◆ Directive:
Omit the pictures and print exactly the lines of the listing below, starting at the first and ending at the line containing "import React from".

# Start of Recorded data

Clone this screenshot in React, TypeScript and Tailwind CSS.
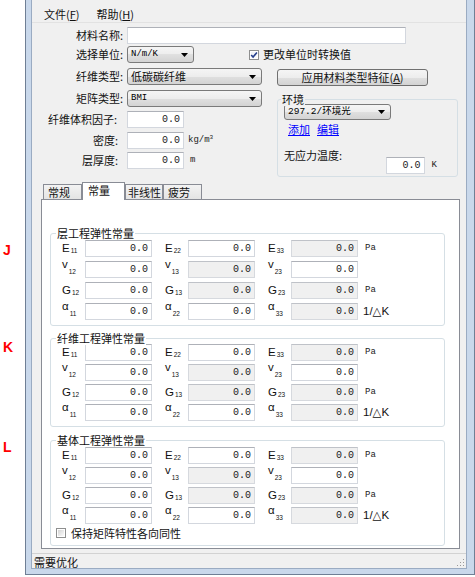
import React from "react";

const CN = "font-['Noto_Sans_CJK_SC','Noto_Sans',sans-serif]";
const MONO = "font-['Liberation_Mono','Noto_Sans_CJK_SC',monospace]";
const ARIAL = "font-['Liberation_Sans','DejaVu_Sans',sans-serif]";

const comboBg = "bg-[linear-gradient(#f5f5f5,#ededed_50%,#e0e0e0_50%,#d3d3d3)]";
const tabBg = "bg-[linear-gradient(#f3f3f3,#e4e4e4)]";

function Arrow() {
  return (
    <svg width="7" height="4" viewBox="0 0 7 4" className="shrink-0">
      <path d="M0 0H7L3.5 4Z" fill="#000" />
    </svg>
  );
}

function Combo({ w, h = "h-[17px]", textCls, children }: { w: string; h?: string; textCls: string; children: React.ReactNode }) {
  return (
    <div className={`${w} ${h} flex items-center rounded-[3px] border border-[#7a7a7a] ${comboBg} pl-[3px] pr-[5px]`}>
      <span className={`flex-1 truncate ${textCls}`}>{children}</span>
      <Arrow />
    </div>
  );
}

function TextBox({ w, value = "0.0", disabled = false, extra = "" }: { w: string; value?: string; disabled?: boolean; extra?: string }) {
  return (
    <div
      className={`${w} h-[17px] shrink-0 flex items-center justify-end pr-[3px] border ${
        disabled ? "bg-[#f0f0f0] border-[#d6d9de] border-t-[#bfc2c8]" : "bg-white border-[#d3d7de] border-t-[#aeb1b8]"
      } ${MONO} text-[10px] leading-[15px] text-[#1a1a1a] ${extra}`}
    >
      {value}
    </div>
  );
}

function CheckBox({ checked }: { checked?: boolean }) {
  return (
    <svg width="10" height="10" viewBox="0 0 10 10" className="shrink-0">
      <defs>
        <linearGradient id={checked ? "cbA" : "cbB"} x1="0" y1="0" x2="1" y2="1">
          <stop offset="0" stopColor={checked ? "#eef2f8" : "#d4d4d4"} />
          <stop offset="1" stopColor="#fbfbfb" />
        </linearGradient>
      </defs>
      <rect x="0.5" y="0.5" width="9" height="9" fill="#fff" stroke="#8e8f8f" />
      <rect x="2" y="2" width="6" height="6" fill={`url(#${checked ? "cbA" : "cbB"})`} />
      {checked && <path d="M2.2 5 L4.1 7.1 L7.9 2.4" fill="none" stroke="#263f8c" strokeWidth="1.6" />}
    </svg>
  );
}

function Label({ pr, children }: { pr: string; children: React.ReactNode }) {
  return <div className={`w-[95px] shrink-0 text-right ${pr} text-[11px] leading-[17px] text-[#111]`}>{children}</div>;
}

type CellDef = { s: string; sub: string; raised?: boolean; dis?: boolean };
type RowDef = { cells: CellDef[]; unit: string | null };

const rows: RowDef[] = [
  { cells: [{ s: "E", sub: "11" }, { s: "E", sub: "22" }, { s: "E", sub: "33", dis: true }], unit: "Pa" },
  { cells: [{ s: "v", sub: "12", raised: true }, { s: "v", sub: "13", raised: true, dis: true }, { s: "v", sub: "23", raised: true }], unit: null },
  { cells: [{ s: "G", sub: "12" }, { s: "G", sub: "13", dis: true }, { s: "G", sub: "23", dis: true }], unit: "Pa" },
  { cells: [{ s: "α", sub: "11", raised: true }, { s: "α", sub: "22", raised: true }, { s: "α", sub: "33", raised: true, dis: true }], unit: "1/△K" },
];

function Sym({ c }: { c: CellDef }) {
  return (
    <div className={`w-[23px] h-[17px] shrink-0 leading-[17px] whitespace-nowrap ${ARIAL} text-[11.5px] text-[#111]`}>
      <span className={c.raised ? "align-[5px] leading-[6px]" : "leading-none"}>{c.s}</span>
      <span className="ml-[1px] text-[6.5px] leading-none align-[-1px]">{c.sub}</span>
    </div>
  );
}

function ConstRow({ row }: { row: RowDef }) {
  return (
    <div className="flex h-[17px] items-center">
      {row.cells.map((c, i) => (
        <div key={i} className={`flex items-center ${i === 0 ? "ml-[11px]" : "ml-[13px]"}`}>
          <Sym c={c} />
          <TextBox w="w-[67px]" disabled={c.dis} />
        </div>
      ))}
      {row.unit === "Pa" && <span className={`ml-[7px] ${MONO} text-[9px] text-[#222]`}>Pa</span>}
      {row.unit === "1/△K" && <span className={`ml-[5px] ${ARIAL} text-[11.5px] text-[#111]`}>1/△K</span>}
    </div>
  );
}

function Group({ title, className, children }: { title: string; className: string; children: React.ReactNode }) {
  return (
    <div className={`relative border border-[#d5dfe5] rounded-[3px] flex flex-col ${className}`}>
      <span className="absolute left-[5px] -top-[7px] px-[1px] bg-white text-[11px] leading-[13px] text-[#111]">{title}</span>
      {children}
    </div>
  );
}

function Tab({ label, w, pl, active }: { label: string; w: string; pl: string; active?: boolean }) {
  return (
    <div
      className={`${w} ${pl} shrink-0 border border-b-0 border-[#898c95] text-[11px] leading-[13px] text-[#111] ${
        active ? "h-[18px] -mb-[1px] bg-white pt-[1px] relative z-10" : `h-[15px] ${tabBg} pt-[1px]`
      }`}
    >
      {label}
    </div>
  );
}

export default function App() {
  return (
    <div className={`w-[475px] h-[577px] bg-white flex overflow-hidden ${CN}`}>
      {/* annotation letters */}
      <div className={`w-[25px] shrink-0 flex flex-col pl-[3px] ${ARIAL} font-bold text-[14px] leading-[14px] text-[#ff0000]`}>
        <span className="mt-[243px] h-[14px]">J</span>
        <span className="mt-[83px] h-[14px]">K</span>
        <span className="mt-[86px] h-[14px]">L</span>
      </div>

      {/* window frame */}
      <div className="w-[450px] h-[575px] shrink-0 bg-[#c9d8eb] border-x border-b border-[#6f7f95] pl-[5px] pr-[7px] pb-[5px]">
        <div className="border-x border-b border-[#9aabc2]">
          <div className="w-[434px] h-[568px] bg-[#f0f0f0] flex flex-col">
            {/* menu */}
            <div className="h-[23px] shrink-0 flex items-start pt-[8px] border-b border-[#e2e2e2] text-[11px] leading-[12px] text-[#111]">
              <span className="ml-[12px]">文件(<u>F</u>)</span>
              <span className="ml-[17px]">帮助(<u>H</u>)</span>
            </div>

            {/* 材料名称 */}
            <div className="mt-[4px] h-[17px] flex items-center">
              <Label pr="pr-[4px]">材料名称:</Label>
              <TextBox w="w-[279px]" value="" />
            </div>

            {/* 选择单位 */}
            <div className="mt-[2px] h-[17px] flex items-center">
              <Label pr="pr-[4px]">选择单位:</Label>
              <Combo w="w-[67px]" textCls={`${MONO} text-[9px] leading-[15px]`}>N/m/K</Combo>
              <div className="ml-[55px]">
                <CheckBox checked />
              </div>
              <span className="ml-[4px] text-[11px] leading-[17px] text-[#111]">更改单位时转换值</span>
            </div>

            {/* two columns */}
            <div className="mt-[5px] h-[114px] shrink-0 flex">
              <div className="w-[245px] shrink-0 flex flex-col">
                <div className="h-[17px] flex items-center">
                  <Label pr="pr-[4px]">纤维类型:</Label>
                  <Combo w="w-[135px]" textCls="text-[11px] leading-[15px] text-[#111]">低碳碳纤维</Combo>
                </div>
                <div className="mt-[5px] h-[17px] flex items-center">
                  <Label pr="pr-[4px]">矩阵类型:</Label>
                  <Combo w="w-[135px]" textCls={`${MONO} text-[9px] leading-[15px]`}>BMI</Combo>
                </div>
                <div className="mt-[4px] h-[17px] flex items-center">
                  <Label pr="pr-[10px]">纤维体积因子:</Label>
                  <TextBox w="w-[57px]" />
                </div>
                <div className="mt-[4px] h-[17px] flex items-center">
                  <Label pr="pr-[9px]">密度:</Label>
                  <TextBox w="w-[57px]" />
                  <span className={`ml-[4px] ${MONO} text-[9px] text-[#222]`}>
                    kg/m<sup className="text-[6px]">3</sup>
                  </span>
                </div>
                <div className="mt-[3px] h-[17px] flex items-center">
                  <Label pr="pr-[9px]">层厚度:</Label>
                  <TextBox w="w-[57px]" />
                  <span className={`ml-[6px] ${MONO} text-[9px] text-[#222]`}>m</span>
                </div>
              </div>

              <div className="flex flex-col">
                <div className={`mt-[1px] w-[151px] h-[17px] rounded-[3px] border border-[#707070] ${comboBg} flex items-center justify-center text-[11px] leading-[15px] text-[#111]`}>
                  应用材料类型特征(<u>A</u>)
                </div>
                <div className="relative mt-[13px] w-[181px] border border-[#d5dfe5] rounded-[3px] pt-[4px] pl-[6px] pb-[2px] flex flex-col">
                  <span className="absolute left-[3px] -top-[7px] px-[1px] bg-[#f0f0f0] text-[11px] leading-[13px] text-[#111]">环境</span>
                  <Combo w="w-[107px]" h="h-[16px]" textCls={`${MONO} text-[9.5px] leading-[14px]`}>297.2/环境光</Combo>
                  <div className="mt-[3px] h-[12px] flex text-[11px] leading-[12px] text-[#0000ff]">
                    <span className="ml-[4px] underline">添加</span>
                    <span className="ml-[7px] underline">编辑</span>
                  </div>
                  <div className="mt-[14px] flex pr-[20px]">
                    <span className="text-[11px] leading-[12px] text-[#111]">无应力温度:</span>
                    <div className="ml-auto mt-[8px] flex items-center">
                      <TextBox w="w-[39px]" />
                      <span className={`ml-[7px] ${MONO} text-[9px] text-[#222]`}>K</span>
                    </div>
                  </div>
                </div>
              </div>
            </div>

            {/* tabs */}
            <div className="ml-[11px] h-[17px] shrink-0 flex items-end relative z-10">
              <Tab label="常规" w="w-[39px]" pl="pl-[4px]" />
              <Tab label="常量" w="w-[43px]" pl="pl-[5px]" active />
              <Tab label="非线性" w="w-[38px]" pl="pl-[2px]" />
              <Tab label="疲劳" w="w-[39px]" pl="pl-[4px]" />
            </div>

            {/* tab panel */}
            <div className="ml-[9px] w-[419px] h-[350px] shrink-0 border border-[#898c95] bg-white pt-[33px] pl-[8px] flex flex-col">
              <Group title="层工程弹性常量" className="w-[395px] h-[93px] pt-[6px] gap-[4px]">
                {rows.map((r, i) => (
                  <ConstRow key={i} row={r} />
                ))}
              </Group>
              <Group title="纤维工程弹性常量" className="mt-[12px] w-[395px] h-[89px] pt-[5px] gap-[3px]">
                {rows.map((r, i) => (
                  <ConstRow key={i} row={r} />
                ))}
              </Group>
              <Group title="基体工程弹性常量" className="mt-[13px] w-[395px] h-[106px] pt-[6px] gap-[3px]">
                {rows.map((r, i) => (
                  <ConstRow key={i} row={r} />
                ))}
                <div className="h-[12px] flex items-center pl-[5px]">
                  <CheckBox />
                  <span className="ml-[5px] text-[11px] leading-[12px] text-[#111]">保持矩阵特性各向同性</span>
                </div>
              </Group>
            </div>

            {/* status bar */}
            <div className="mt-[4px] h-[15px] shrink-0 border-t border-[#d2d2d2] flex">
              <span className="pl-[2px] pt-[2px] text-[11px] leading-[12px] text-[#111]">需要优化</span>
              <svg width="8" height="8" viewBox="0 0 8 8" className="ml-auto mt-auto mb-[1px] mr-[1px]">
                <rect x="6" y="0" width="1" height="1" fill="#9a9a9a" />
                <rect x="3" y="3" width="1" height="1" fill="#9a9a9a" />
                <rect x="6" y="3" width="1" height="1" fill="#9a9a9a" />
                <rect x="0" y="6" width="1" height="1" fill="#9a9a9a" />
                <rect x="3" y="6" width="1" height="1" fill="#9a9a9a" />
                <rect x="6" y="6" width="1" height="1" fill="#9a9a9a" />
              </svg>
            </div>
          </div>
        </div>
      </div>
    </div>
  );
}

# End of Recorded data

◆ Answer for this exercise:
Clone this screenshot in React, TypeScript and Tailwind CSS.
import React from "react";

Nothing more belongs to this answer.